=== Data section ===
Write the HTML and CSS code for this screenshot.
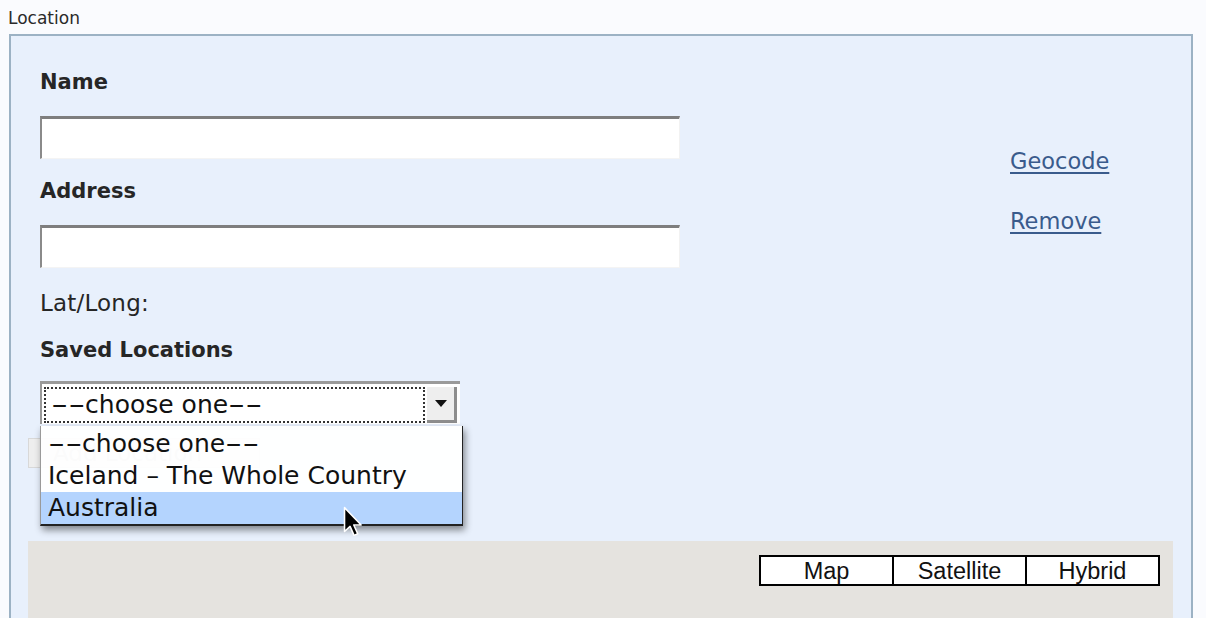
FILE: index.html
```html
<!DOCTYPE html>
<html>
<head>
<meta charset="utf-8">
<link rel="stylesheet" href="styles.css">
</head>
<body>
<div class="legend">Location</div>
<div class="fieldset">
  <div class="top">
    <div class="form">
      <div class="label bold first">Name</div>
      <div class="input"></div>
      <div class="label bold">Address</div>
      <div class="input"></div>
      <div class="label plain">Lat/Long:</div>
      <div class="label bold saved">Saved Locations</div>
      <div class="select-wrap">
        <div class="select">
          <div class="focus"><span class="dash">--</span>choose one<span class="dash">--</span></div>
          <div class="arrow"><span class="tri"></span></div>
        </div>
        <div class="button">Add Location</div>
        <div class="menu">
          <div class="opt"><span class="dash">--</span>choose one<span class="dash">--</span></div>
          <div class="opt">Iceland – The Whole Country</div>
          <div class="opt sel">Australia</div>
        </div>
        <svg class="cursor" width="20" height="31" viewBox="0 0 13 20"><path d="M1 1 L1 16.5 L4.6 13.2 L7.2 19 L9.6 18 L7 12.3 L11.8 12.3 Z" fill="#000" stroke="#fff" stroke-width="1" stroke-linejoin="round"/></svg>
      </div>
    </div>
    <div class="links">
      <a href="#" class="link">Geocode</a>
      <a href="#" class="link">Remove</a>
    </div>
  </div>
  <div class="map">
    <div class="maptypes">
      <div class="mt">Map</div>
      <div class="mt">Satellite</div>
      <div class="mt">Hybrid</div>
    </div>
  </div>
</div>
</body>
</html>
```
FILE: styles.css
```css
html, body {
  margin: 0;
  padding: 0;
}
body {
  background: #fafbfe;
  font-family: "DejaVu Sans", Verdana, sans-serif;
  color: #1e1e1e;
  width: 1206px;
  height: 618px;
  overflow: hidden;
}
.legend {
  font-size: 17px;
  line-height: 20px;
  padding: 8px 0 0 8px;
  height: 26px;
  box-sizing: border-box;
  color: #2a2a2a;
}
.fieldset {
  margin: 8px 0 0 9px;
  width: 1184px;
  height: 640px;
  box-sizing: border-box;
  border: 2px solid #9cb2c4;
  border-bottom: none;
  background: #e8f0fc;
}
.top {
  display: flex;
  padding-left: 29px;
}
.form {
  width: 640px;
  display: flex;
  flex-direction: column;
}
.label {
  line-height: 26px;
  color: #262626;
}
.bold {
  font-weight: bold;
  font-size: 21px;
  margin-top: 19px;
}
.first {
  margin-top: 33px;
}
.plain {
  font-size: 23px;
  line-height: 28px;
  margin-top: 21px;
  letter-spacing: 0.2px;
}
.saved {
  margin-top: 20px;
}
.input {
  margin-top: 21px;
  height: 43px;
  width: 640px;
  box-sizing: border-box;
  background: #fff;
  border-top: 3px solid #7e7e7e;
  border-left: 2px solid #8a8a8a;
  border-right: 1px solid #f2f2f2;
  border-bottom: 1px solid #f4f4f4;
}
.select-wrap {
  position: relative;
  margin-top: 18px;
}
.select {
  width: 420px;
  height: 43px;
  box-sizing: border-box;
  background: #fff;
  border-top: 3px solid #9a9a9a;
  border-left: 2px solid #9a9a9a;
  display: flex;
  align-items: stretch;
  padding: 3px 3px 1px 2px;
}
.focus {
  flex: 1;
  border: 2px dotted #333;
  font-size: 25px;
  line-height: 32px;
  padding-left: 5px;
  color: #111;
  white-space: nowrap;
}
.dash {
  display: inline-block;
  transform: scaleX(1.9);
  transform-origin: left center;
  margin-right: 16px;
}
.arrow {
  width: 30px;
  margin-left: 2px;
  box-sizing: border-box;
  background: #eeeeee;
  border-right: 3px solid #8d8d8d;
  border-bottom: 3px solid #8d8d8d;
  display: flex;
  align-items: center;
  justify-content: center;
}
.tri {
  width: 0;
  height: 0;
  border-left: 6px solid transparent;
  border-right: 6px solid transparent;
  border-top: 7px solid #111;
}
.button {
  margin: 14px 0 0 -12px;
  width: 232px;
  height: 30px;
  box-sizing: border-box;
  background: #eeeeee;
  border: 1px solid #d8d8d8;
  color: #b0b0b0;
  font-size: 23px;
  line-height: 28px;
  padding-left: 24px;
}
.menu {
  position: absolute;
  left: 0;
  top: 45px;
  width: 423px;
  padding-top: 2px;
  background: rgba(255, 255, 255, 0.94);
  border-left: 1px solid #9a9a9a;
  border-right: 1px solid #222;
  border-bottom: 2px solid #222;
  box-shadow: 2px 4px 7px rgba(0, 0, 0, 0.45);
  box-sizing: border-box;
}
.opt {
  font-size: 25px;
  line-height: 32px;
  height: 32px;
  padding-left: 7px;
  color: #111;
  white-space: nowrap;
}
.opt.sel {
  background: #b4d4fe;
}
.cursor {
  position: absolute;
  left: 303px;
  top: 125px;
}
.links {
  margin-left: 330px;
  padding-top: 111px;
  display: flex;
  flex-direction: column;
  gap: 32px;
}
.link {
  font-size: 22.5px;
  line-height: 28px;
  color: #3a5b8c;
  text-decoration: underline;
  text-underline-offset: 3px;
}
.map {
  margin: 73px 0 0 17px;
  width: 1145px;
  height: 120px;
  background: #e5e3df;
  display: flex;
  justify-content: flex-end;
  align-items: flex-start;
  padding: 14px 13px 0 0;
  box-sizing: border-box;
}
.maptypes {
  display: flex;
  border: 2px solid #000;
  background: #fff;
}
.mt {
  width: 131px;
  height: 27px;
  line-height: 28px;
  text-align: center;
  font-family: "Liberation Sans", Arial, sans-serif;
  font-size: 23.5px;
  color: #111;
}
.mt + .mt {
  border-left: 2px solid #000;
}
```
--
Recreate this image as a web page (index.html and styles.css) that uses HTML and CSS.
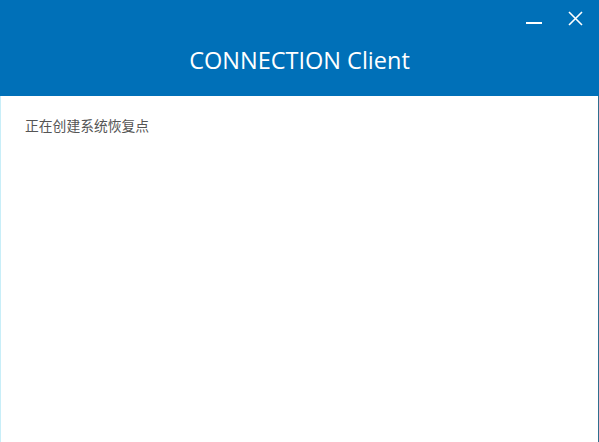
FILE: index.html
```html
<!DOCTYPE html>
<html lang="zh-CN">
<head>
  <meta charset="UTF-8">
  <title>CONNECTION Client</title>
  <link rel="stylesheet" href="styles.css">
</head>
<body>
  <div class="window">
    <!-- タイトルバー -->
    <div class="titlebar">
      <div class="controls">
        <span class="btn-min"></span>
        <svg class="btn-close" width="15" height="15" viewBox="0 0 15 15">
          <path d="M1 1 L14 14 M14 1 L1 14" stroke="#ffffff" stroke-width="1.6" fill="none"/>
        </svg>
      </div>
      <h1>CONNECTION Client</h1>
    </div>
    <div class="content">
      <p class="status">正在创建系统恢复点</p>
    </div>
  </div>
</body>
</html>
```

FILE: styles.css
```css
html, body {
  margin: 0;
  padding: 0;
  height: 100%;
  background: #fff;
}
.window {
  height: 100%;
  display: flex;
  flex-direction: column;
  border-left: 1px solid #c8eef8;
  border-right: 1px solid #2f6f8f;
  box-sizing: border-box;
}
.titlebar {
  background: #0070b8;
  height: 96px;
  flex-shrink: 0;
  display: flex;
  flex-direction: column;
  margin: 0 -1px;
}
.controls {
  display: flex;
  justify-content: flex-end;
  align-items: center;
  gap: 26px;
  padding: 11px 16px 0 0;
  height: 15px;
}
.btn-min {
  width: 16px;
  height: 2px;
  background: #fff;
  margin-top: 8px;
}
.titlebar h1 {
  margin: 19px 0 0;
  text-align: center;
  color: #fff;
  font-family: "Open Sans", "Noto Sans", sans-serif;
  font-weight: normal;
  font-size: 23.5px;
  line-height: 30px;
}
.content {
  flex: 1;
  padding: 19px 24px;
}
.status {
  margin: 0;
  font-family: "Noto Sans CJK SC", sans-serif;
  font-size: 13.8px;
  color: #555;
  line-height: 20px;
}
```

=== What is expected ===
In the listing above, find the lines holding the word "this" and copy them.

=== Final result ===
Write the HTML and CSS code for this screenshot.
Recreate this image as a web page (index.html and styles.css) that uses HTML and CSS.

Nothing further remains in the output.